Read the listing and extract each line that includes the word "React".

--- begin Records for processing ---

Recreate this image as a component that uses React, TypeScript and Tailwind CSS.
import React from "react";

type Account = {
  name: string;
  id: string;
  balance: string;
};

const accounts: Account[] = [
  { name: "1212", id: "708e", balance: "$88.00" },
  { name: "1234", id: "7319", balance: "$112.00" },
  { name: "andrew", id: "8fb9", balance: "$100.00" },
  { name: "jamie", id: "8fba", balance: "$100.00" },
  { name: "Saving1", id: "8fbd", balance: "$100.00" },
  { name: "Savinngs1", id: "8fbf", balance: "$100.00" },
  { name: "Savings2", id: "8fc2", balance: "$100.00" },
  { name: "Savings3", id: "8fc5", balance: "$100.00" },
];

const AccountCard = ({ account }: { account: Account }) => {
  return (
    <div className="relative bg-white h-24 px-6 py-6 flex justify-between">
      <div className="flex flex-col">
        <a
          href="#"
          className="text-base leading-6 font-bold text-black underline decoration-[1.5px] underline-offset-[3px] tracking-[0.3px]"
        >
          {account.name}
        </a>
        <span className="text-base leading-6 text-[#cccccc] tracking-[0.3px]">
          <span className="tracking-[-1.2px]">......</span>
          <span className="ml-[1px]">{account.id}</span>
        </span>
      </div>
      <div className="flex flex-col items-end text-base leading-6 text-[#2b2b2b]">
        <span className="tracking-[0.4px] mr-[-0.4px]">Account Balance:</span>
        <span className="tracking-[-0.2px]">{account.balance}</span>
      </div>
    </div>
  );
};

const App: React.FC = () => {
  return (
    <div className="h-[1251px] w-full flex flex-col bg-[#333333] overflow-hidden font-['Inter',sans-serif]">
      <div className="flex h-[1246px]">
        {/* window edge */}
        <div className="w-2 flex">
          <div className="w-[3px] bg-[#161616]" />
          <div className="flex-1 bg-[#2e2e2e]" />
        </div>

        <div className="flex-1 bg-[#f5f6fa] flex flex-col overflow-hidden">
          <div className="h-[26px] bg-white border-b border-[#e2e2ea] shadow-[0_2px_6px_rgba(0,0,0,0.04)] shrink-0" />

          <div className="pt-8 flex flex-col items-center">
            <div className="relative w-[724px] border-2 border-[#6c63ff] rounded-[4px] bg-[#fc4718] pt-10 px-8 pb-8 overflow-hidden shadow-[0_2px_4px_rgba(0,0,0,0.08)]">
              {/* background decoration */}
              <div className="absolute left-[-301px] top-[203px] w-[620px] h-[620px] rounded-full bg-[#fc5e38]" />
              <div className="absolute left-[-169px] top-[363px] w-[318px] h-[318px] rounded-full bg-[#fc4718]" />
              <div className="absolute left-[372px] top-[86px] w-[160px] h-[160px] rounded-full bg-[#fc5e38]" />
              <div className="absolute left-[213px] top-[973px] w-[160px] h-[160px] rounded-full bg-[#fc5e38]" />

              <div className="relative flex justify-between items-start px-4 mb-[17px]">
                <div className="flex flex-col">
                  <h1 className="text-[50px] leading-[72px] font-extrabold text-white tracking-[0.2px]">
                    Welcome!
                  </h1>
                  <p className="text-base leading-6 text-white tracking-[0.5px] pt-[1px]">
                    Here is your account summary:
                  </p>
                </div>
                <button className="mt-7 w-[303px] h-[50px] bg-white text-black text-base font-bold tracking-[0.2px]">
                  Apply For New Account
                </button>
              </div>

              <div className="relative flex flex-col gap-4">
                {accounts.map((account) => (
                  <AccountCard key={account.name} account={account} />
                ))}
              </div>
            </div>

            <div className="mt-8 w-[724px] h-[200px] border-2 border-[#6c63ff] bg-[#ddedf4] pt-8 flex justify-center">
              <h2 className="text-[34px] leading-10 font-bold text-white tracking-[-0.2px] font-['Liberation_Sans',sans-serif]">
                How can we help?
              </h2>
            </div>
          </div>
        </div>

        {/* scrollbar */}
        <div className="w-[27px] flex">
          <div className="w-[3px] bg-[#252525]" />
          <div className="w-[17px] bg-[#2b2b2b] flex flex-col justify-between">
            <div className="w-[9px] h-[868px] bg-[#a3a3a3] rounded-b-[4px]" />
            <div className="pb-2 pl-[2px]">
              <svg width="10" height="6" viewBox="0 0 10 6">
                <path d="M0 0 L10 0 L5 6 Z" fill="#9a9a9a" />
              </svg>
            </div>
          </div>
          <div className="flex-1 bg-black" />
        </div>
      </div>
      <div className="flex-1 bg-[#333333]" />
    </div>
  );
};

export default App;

--- end Records for processing ---
--- begin Records for processing ---

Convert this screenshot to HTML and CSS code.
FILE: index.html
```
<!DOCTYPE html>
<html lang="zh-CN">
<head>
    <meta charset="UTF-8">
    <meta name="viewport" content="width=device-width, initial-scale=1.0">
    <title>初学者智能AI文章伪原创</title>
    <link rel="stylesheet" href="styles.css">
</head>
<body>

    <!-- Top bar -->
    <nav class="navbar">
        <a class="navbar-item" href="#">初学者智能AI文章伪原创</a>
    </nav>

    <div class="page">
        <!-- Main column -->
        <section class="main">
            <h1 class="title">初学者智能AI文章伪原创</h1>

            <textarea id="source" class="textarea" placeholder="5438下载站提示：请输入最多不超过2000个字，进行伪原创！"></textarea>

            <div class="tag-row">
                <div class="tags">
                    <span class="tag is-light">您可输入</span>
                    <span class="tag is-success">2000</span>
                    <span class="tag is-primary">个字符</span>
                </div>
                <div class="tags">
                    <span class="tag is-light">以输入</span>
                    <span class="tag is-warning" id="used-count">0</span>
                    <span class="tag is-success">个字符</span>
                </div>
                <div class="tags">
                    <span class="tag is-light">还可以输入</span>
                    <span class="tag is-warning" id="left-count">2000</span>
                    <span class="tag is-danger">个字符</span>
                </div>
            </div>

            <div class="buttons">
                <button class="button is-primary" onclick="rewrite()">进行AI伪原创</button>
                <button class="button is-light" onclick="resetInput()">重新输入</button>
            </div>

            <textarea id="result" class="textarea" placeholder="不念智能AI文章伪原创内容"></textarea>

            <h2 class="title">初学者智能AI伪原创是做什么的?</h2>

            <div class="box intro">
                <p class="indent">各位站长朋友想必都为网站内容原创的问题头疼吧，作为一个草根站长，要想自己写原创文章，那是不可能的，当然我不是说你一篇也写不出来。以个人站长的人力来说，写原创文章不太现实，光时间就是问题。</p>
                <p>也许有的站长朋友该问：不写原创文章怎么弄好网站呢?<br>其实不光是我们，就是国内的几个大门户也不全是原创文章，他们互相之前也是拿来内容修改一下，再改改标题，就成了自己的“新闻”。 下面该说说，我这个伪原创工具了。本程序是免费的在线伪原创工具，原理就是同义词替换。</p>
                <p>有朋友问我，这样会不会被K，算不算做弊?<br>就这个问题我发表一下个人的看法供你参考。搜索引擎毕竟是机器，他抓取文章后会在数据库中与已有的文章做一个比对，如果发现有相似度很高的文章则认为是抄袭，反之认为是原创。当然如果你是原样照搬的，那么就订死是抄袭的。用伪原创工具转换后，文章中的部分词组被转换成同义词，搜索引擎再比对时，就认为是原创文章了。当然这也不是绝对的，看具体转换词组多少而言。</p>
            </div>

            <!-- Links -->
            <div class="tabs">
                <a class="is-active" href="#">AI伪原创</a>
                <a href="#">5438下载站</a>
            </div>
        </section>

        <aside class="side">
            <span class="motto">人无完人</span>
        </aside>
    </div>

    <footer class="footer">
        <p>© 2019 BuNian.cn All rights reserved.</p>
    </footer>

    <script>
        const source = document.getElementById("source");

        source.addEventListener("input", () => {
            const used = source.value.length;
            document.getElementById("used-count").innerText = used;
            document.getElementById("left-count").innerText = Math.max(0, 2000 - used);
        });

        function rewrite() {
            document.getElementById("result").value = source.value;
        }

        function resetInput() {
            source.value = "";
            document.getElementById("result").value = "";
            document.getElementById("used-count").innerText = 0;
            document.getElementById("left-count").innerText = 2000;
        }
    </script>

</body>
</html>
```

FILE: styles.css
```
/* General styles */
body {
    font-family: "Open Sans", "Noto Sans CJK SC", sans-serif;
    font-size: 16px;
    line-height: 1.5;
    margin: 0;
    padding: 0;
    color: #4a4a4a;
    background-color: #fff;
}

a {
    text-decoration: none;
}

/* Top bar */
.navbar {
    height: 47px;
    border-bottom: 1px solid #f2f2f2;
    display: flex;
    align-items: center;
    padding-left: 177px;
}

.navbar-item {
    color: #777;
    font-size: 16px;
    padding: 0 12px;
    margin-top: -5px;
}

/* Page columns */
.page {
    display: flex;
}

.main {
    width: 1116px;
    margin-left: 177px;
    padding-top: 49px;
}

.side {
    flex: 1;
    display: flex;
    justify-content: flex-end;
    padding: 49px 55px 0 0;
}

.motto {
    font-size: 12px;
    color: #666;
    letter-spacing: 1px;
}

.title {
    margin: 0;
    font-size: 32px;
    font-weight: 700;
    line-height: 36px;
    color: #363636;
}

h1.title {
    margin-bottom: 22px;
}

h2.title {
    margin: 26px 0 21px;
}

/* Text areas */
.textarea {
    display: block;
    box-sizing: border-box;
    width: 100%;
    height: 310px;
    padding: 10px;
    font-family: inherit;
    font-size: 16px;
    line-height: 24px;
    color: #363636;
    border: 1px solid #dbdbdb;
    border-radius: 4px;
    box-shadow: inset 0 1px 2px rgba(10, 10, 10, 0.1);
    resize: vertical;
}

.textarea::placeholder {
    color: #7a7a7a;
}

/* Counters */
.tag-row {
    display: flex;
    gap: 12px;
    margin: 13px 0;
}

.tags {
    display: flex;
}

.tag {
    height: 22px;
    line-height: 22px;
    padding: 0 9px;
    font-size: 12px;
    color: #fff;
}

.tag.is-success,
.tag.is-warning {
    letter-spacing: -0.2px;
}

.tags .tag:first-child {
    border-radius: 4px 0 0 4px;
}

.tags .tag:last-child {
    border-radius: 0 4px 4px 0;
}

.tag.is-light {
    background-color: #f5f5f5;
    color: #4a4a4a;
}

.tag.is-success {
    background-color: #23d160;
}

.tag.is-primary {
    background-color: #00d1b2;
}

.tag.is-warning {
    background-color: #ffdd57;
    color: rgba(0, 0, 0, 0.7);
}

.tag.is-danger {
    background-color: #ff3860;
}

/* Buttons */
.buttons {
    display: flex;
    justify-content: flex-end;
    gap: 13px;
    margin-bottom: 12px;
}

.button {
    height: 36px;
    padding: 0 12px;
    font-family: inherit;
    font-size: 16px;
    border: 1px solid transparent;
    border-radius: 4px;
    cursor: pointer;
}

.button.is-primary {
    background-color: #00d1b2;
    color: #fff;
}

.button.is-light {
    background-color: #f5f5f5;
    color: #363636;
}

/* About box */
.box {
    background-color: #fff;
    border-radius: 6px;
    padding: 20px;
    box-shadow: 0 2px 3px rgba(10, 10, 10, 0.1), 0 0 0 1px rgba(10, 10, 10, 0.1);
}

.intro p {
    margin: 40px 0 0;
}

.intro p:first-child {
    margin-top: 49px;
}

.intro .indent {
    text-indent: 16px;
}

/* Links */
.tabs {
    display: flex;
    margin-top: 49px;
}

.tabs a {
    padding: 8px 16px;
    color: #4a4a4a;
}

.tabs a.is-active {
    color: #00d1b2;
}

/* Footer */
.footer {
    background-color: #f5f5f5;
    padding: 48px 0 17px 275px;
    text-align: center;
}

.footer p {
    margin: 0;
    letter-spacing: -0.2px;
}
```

--- end Records for processing ---
--- begin Records for processing ---

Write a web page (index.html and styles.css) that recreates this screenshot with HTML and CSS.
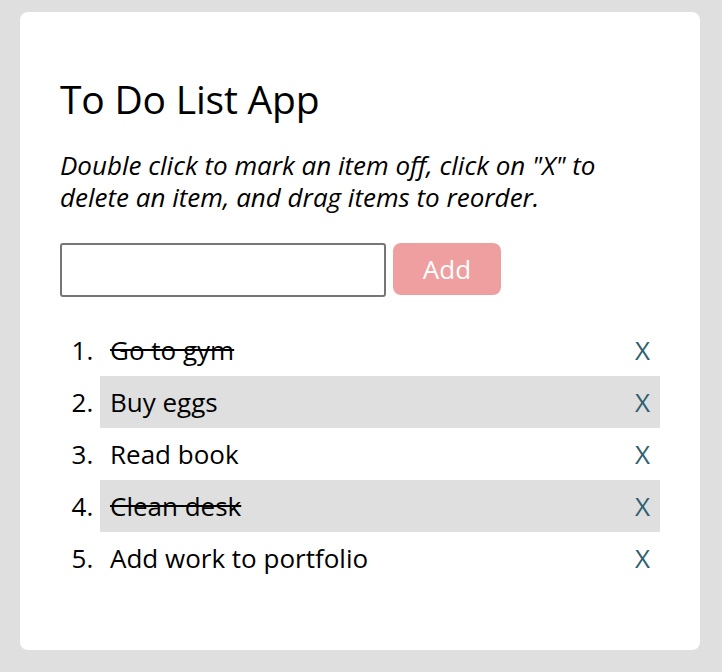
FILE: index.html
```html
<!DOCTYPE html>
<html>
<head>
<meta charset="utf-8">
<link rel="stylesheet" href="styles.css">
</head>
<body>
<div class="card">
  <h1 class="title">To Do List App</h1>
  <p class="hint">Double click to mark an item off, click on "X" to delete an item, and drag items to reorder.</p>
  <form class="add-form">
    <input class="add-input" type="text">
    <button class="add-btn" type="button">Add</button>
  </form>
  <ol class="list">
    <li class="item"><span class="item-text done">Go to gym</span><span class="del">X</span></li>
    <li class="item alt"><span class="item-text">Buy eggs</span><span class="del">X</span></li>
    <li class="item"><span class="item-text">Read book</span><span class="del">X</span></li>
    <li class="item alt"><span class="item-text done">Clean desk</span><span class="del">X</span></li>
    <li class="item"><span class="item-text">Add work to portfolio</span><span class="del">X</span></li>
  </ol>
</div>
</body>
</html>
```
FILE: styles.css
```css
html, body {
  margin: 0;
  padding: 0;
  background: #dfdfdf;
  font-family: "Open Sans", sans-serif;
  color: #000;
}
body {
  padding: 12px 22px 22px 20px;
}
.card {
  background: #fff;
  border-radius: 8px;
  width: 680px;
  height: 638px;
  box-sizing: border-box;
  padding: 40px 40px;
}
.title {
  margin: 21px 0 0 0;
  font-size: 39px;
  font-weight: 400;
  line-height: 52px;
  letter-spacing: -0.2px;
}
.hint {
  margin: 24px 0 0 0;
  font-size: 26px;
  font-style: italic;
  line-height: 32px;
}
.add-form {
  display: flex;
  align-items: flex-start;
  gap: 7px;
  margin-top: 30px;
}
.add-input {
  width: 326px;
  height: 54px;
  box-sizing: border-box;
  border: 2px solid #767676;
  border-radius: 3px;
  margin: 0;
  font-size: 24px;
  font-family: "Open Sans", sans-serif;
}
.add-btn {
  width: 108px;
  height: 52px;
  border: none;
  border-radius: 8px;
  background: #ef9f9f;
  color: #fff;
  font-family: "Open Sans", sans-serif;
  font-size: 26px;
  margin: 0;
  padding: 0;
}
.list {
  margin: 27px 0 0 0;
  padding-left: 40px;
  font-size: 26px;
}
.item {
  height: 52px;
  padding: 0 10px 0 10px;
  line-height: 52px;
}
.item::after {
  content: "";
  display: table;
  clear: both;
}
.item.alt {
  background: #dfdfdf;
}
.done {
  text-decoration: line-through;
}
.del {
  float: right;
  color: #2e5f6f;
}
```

--- end Records for processing ---

_Exercise output_
Recreate this image as a component that uses React, TypeScript and Tailwind CSS.
import React from "react";
const App: React.FC = () => {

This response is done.